**** Supplied records

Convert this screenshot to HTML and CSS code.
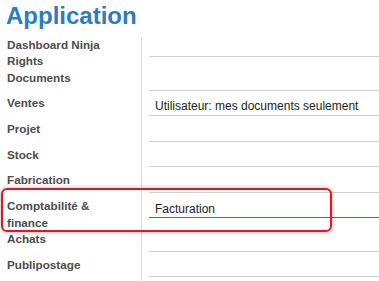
FILE: index.html
```html
<!DOCTYPE html>
<html lang="fr">
<head>
    <meta charset="UTF-8">
    <meta name="viewport" content="width=device-width, initial-scale=1.0">
    <title>Application</title>
    <link rel="stylesheet" href="styles.css">
</head>
<body>
    <div class="page">
        <h1>Application</h1>
        <div class="group">
            <div class="row">
                <div class="label">Dashboard Ninja Rights</div>
                <div class="cell"><div class="field"></div></div>
            </div>
            <div class="row">
                <div class="label">Documents</div>
                <div class="cell"><div class="field"></div></div>
            </div>
            <div class="row">
                <div class="label">Ventes</div>
                <div class="cell"><div class="field">Utilisateur: mes documents seulement</div></div>
            </div>
            <div class="row">
                <div class="label">Projet</div>
                <div class="cell"><div class="field"></div></div>
            </div>
            <div class="row">
                <div class="label">Stock</div>
                <div class="cell"><div class="field"></div></div>
            </div>
            <div class="row">
                <div class="label">Fabrication</div>
                <div class="cell"><div class="field"></div></div>
            </div>
            <div class="row">
                <div class="label">Comptabilité &amp; finance</div>
                <div class="cell"><div class="field focused">Facturation</div></div>
            </div>
            <div class="row">
                <div class="label">Achats</div>
                <div class="cell"><div class="field"></div></div>
            </div>
            <div class="row">
                <div class="label">Publipostage</div>
                <div class="cell"><div class="field"></div></div>
            </div>
        </div>
        <div class="highlight"></div>
    </div>
</body>
</html>
```

FILE: styles.css
```css
body {
    font-family: "Liberation Sans", Arial, sans-serif;
    background-color: #fff;
    margin: 0;
    overflow: hidden;
}

.page {
    position: relative;
    height: 281px;
}

h1 {
    margin: 0 0 5.5px;
    padding: 1px 0 0 6px;
    height: 30px;
    line-height: 30px;
    font-size: 24px;
    font-weight: bold;
    color: #2f7bc3;
}

.group {
    display: flex;
    flex-direction: column;
}

.row {
    display: grid;
    grid-template-columns: 142px 1fr;
}

.label {
    box-sizing: border-box;
    padding: 0 20px 0 7px;
    border-right: 1px solid #ddd;
    font-size: 11.7px;
    line-height: 16.7px;
    font-weight: bold;
    color: #4c4c4c;
}

.cell {
    padding: 0 0 4.9px 7px;
}

.field {
    height: 16.7px;
    padding: 3px 0 0 6px;
    border-bottom: 1px solid #cfcfcf;
    font-size: 12px;
    line-height: 16.7px;
    color: #222;
}

.field.focused {
    border-bottom-color: #3a6ea5;
}

.highlight {
    position: absolute;
    left: 1px;
    top: 188px;
    width: 327px;
    height: 40px;
    border: 2px solid #e8141b;
    border-radius: 6px;
    box-shadow: 0 0 5px rgba(0, 0, 0, 0.3);
}
```
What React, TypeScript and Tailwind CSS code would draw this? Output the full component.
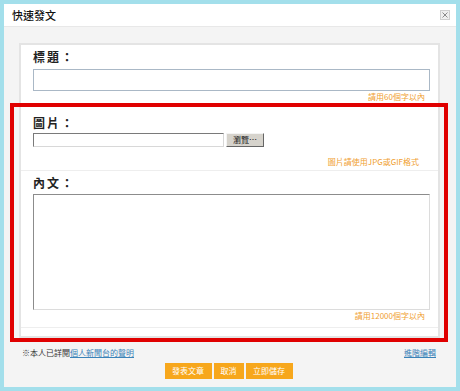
import React from "react";

const font = { fontFamily: '"Noto Sans CJK TC", "Noto Sans", sans-serif' };

export default function App() {
  return (
    <div
      className="relative w-[460px] h-[391px] bg-[#a3dfeb] p-[4px] pt-[4px]"
      style={font}
    >
      <div className="flex flex-col h-full bg-[#f4f4f4]">
        {/* header */}
        <div className="relative h-[23px] shrink-0 bg-white border-b border-[#e8e8e8] flex items-center pl-[8px]">
          <span className="text-[11px] leading-[14px] font-medium text-[#111]">快速發文</span>
          <div className="absolute right-[6px] top-[6px] w-[10px] h-[10px] border border-[#cfcfcf] bg-[#efefef] flex items-center justify-center">
            <svg width="6" height="6" viewBox="0 0 6 6">
              <path d="M0.5 0.5 L5.5 5.5 M5.5 0.5 L0.5 5.5" stroke="#8a8a8a" strokeWidth="1" />
            </svg>
          </div>
        </div>

        {/* body */}
        <div className="pl-[15px] pr-[16px] pt-[16px]">
          <div className="border-2 border-[#e4e4e4] bg-white pb-[8px]">
            {/* section 1 */}
            <div className="h-[59px] pl-[12px] pr-[8px] pt-[4px] flex flex-col">
              <div className="text-[12px] leading-[16px] font-semibold tracking-[2px] text-[#222]">標題：</div>
              <div className="mt-[4px] h-[22px] border border-[#aab8c6] bg-white" />
              <div className="text-right pr-[5px] text-[8px] leading-[12px] text-[#f0a030]">請用60個字以內</div>
            </div>
            <div className="h-px bg-[#eeeeee]" />
            {/* section 2 */}
            <div className="h-[65px] pl-[12px] pr-[8px] pt-[10px] flex flex-col">
              <div className="text-[12px] leading-[16px] font-semibold tracking-[2px] text-[#222]">圖片：</div>
              <div className="mt-[2px] flex items-center gap-[2px]">
                <div className="w-[191px] h-[14px] border border-[#7a7a7a] border-b-[#d8d8d8] border-r-[#d8d8d8] bg-white" />
                <div className="w-[38px] h-[14px] bg-[#d6d3cc] border border-[#f4f4f4] border-b-[#666] border-r-[#666] text-[8px] leading-[12px] text-[#111] flex items-center justify-center">
                  瀏覽…
                </div>
              </div>
              <div className="mt-[9px] text-right pr-[11px] text-[8px] leading-[12px] text-[#f0a030]">圖片請使用JPG或GIF格式</div>
            </div>
            <div className="h-px bg-[#eeeeee]" />
            {/* section 3 */}
            <div className="h-[156px] pl-[12px] pr-[8px] pt-[4px] flex flex-col">
              <div className="text-[12px] leading-[16px] font-semibold tracking-[2px] text-[#222]">內文：</div>
              <div className="mt-[3px] h-[116px] border border-[#8c8c8c] border-b-[#dcdcdc] border-r-[#dcdcdc] bg-white" />
              <div className="text-right pr-[5px] text-[8px] leading-[12px] text-[#f0a030]">請用12000個字以內</div>
            </div>
            <div className="h-px bg-[#eeeeee]" />
          </div>

          {/* bottom */}
          <div className="mt-[8px] flex items-center justify-between pl-[3px] pr-[4px] text-[8px] leading-[14px]">
            <span className="text-[#333]">
              ※本人已詳閱<span className="text-[#3a82b8] underline">個人新聞台的聲明</span>
            </span>
            <span className="text-[#3a82b8] underline">進階編輯</span>
          </div>
          <div className="mt-[3px] flex justify-center gap-[2px] pr-[2px]">
            <div className="h-[16px] w-[47px] bg-[#f7a71c] text-white text-[8px] leading-[16px] text-center">發表文章</div>
            <div className="h-[16px] w-[30px] bg-[#f7a71c] text-white text-[8px] leading-[16px] text-center">取消</div>
            <div className="h-[16px] w-[47px] bg-[#f7a71c] text-white text-[8px] leading-[16px] text-center">立即儲存</div>
          </div>
        </div>
      </div>

      {/* red annotation box */}
      <div className="absolute left-[10px] top-[103px] w-[438px] h-[239px] border-[4px] border-[#e00000] pointer-events-none" />
    </div>
  );
}
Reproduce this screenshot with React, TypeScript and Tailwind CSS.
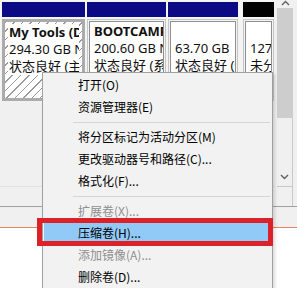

********

Reproduce the records above exactly, leaving out every picture they contain.

=== The reply ===
Convert this screenshot to HTML and CSS code.
FILE: index.html
```html
<!DOCTYPE html>
<html lang="fr">
<head>
    <meta charset="UTF-8">
    <meta name="viewport" content="width=device-width, initial-scale=1.0">
    <title>Application</title>
    <link rel="stylesheet" href="styles.css">
</head>
<body>
    <div class="page">
        <h1>Application</h1>
        <div class="group">
            <div class="row">
                <div class="label">Dashboard Ninja Rights</div>
                <div class="cell"><div class="field"></div></div>
            </div>
            <div class="row">
                <div class="label">Documents</div>
                <div class="cell"><div class="field"></div></div>
            </div>
            <div class="row">
                <div class="label">Ventes</div>
                <div class="cell"><div class="field">Utilisateur: mes documents seulement</div></div>
            </div>
            <div class="row">
                <div class="label">Projet</div>
                <div class="cell"><div class="field"></div></div>
            </div>
            <div class="row">
                <div class="label">Stock</div>
                <div class="cell"><div class="field"></div></div>
            </div>
            <div class="row">
                <div class="label">Fabrication</div>
                <div class="cell"><div class="field"></div></div>
            </div>
            <div class="row">
                <div class="label">Comptabilité &amp; finance</div>
                <div class="cell"><div class="field focused">Facturation</div></div>
            </div>
            <div class="row">
                <div class="label">Achats</div>
                <div class="cell"><div class="field"></div></div>
            </div>
            <div class="row">
                <div class="label">Publipostage</div>
                <div class="cell"><div class="field"></div></div>
            </div>
        </div>
        <div class="highlight"></div>
    </div>
</body>
</html>
```

FILE: styles.css
```css
body {
    font-family: "Liberation Sans", Arial, sans-serif;
    background-color: #fff;
    margin: 0;
    overflow: hidden;
}

.page {
    position: relative;
    height: 281px;
}

h1 {
    margin: 0 0 5.5px;
    padding: 1px 0 0 6px;
    height: 30px;
    line-height: 30px;
    font-size: 24px;
    font-weight: bold;
    color: #2f7bc3;
}

.group {
    display: flex;
    flex-direction: column;
}

.row {
    display: grid;
    grid-template-columns: 142px 1fr;
}

.label {
    box-sizing: border-box;
    padding: 0 20px 0 7px;
    border-right: 1px solid #ddd;
    font-size: 11.7px;
    line-height: 16.7px;
    font-weight: bold;
    color: #4c4c4c;
}

.cell {
    padding: 0 0 4.9px 7px;
}

.field {
    height: 16.7px;
    padding: 3px 0 0 6px;
    border-bottom: 1px solid #cfcfcf;
    font-size: 12px;
    line-height: 16.7px;
    color: #222;
}

.field.focused {
    border-bottom-color: #3a6ea5;
}

.highlight {
    position: absolute;
    left: 1px;
    top: 188px;
    width: 327px;
    height: 40px;
    border: 2px solid #e8141b;
    border-radius: 6px;
    box-shadow: 0 0 5px rgba(0, 0, 0, 0.3);
}
```
What React, TypeScript and Tailwind CSS code would draw this? Output the full component.
import React from "react";

const font = { fontFamily: '"Noto Sans CJK TC", "Noto Sans", sans-serif' };

export default function App() {
  return (
    <div
      className="relative w-[460px] h-[391px] bg-[#a3dfeb] p-[4px] pt-[4px]"
      style={font}
    >
      <div className="flex flex-col h-full bg-[#f4f4f4]">
        {/* header */}
        <div className="relative h-[23px] shrink-0 bg-white border-b border-[#e8e8e8] flex items-center pl-[8px]">
          <span className="text-[11px] leading-[14px] font-medium text-[#111]">快速發文</span>
          <div className="absolute right-[6px] top-[6px] w-[10px] h-[10px] border border-[#cfcfcf] bg-[#efefef] flex items-center justify-center">
            <svg width="6" height="6" viewBox="0 0 6 6">
              <path d="M0.5 0.5 L5.5 5.5 M5.5 0.5 L0.5 5.5" stroke="#8a8a8a" strokeWidth="1" />
            </svg>
          </div>
        </div>

        {/* body */}
        <div className="pl-[15px] pr-[16px] pt-[16px]">
          <div className="border-2 border-[#e4e4e4] bg-white pb-[8px]">
            {/* section 1 */}
            <div className="h-[59px] pl-[12px] pr-[8px] pt-[4px] flex flex-col">
              <div className="text-[12px] leading-[16px] font-semibold tracking-[2px] text-[#222]">標題：</div>
              <div className="mt-[4px] h-[22px] border border-[#aab8c6] bg-white" />
              <div className="text-right pr-[5px] text-[8px] leading-[12px] text-[#f0a030]">請用60個字以內</div>
            </div>
            <div className="h-px bg-[#eeeeee]" />
            {/* section 2 */}
            <div className="h-[65px] pl-[12px] pr-[8px] pt-[10px] flex flex-col">
              <div className="text-[12px] leading-[16px] font-semibold tracking-[2px] text-[#222]">圖片：</div>
              <div className="mt-[2px] flex items-center gap-[2px]">
                <div className="w-[191px] h-[14px] border border-[#7a7a7a] border-b-[#d8d8d8] border-r-[#d8d8d8] bg-white" />
                <div className="w-[38px] h-[14px] bg-[#d6d3cc] border border-[#f4f4f4] border-b-[#666] border-r-[#666] text-[8px] leading-[12px] text-[#111] flex items-center justify-center">
                  瀏覽…
                </div>
              </div>
              <div className="mt-[9px] text-right pr-[11px] text-[8px] leading-[12px] text-[#f0a030]">圖片請使用JPG或GIF格式</div>
            </div>
            <div className="h-px bg-[#eeeeee]" />
            {/* section 3 */}
            <div className="h-[156px] pl-[12px] pr-[8px] pt-[4px] flex flex-col">
              <div className="text-[12px] leading-[16px] font-semibold tracking-[2px] text-[#222]">內文：</div>
              <div className="mt-[3px] h-[116px] border border-[#8c8c8c] border-b-[#dcdcdc] border-r-[#dcdcdc] bg-white" />
              <div className="text-right pr-[5px] text-[8px] leading-[12px] text-[#f0a030]">請用12000個字以內</div>
            </div>
            <div className="h-px bg-[#eeeeee]" />
          </div>

          {/* bottom */}
          <div className="mt-[8px] flex items-center justify-between pl-[3px] pr-[4px] text-[8px] leading-[14px]">
            <span className="text-[#333]">
              ※本人已詳閱<span className="text-[#3a82b8] underline">個人新聞台的聲明</span>
            </span>
            <span className="text-[#3a82b8] underline">進階編輯</span>
          </div>
          <div className="mt-[3px] flex justify-center gap-[2px] pr-[2px]">
            <div className="h-[16px] w-[47px] bg-[#f7a71c] text-white text-[8px] leading-[16px] text-center">發表文章</div>
            <div className="h-[16px] w-[30px] bg-[#f7a71c] text-white text-[8px] leading-[16px] text-center">取消</div>
            <div className="h-[16px] w-[47px] bg-[#f7a71c] text-white text-[8px] leading-[16px] text-center">立即儲存</div>
          </div>
        </div>
      </div>

      {/* red annotation box */}
      <div className="absolute left-[10px] top-[103px] w-[438px] h-[239px] border-[4px] border-[#e00000] pointer-events-none" />
    </div>
  );
}
Reproduce this screenshot with React, TypeScript and Tailwind CSS.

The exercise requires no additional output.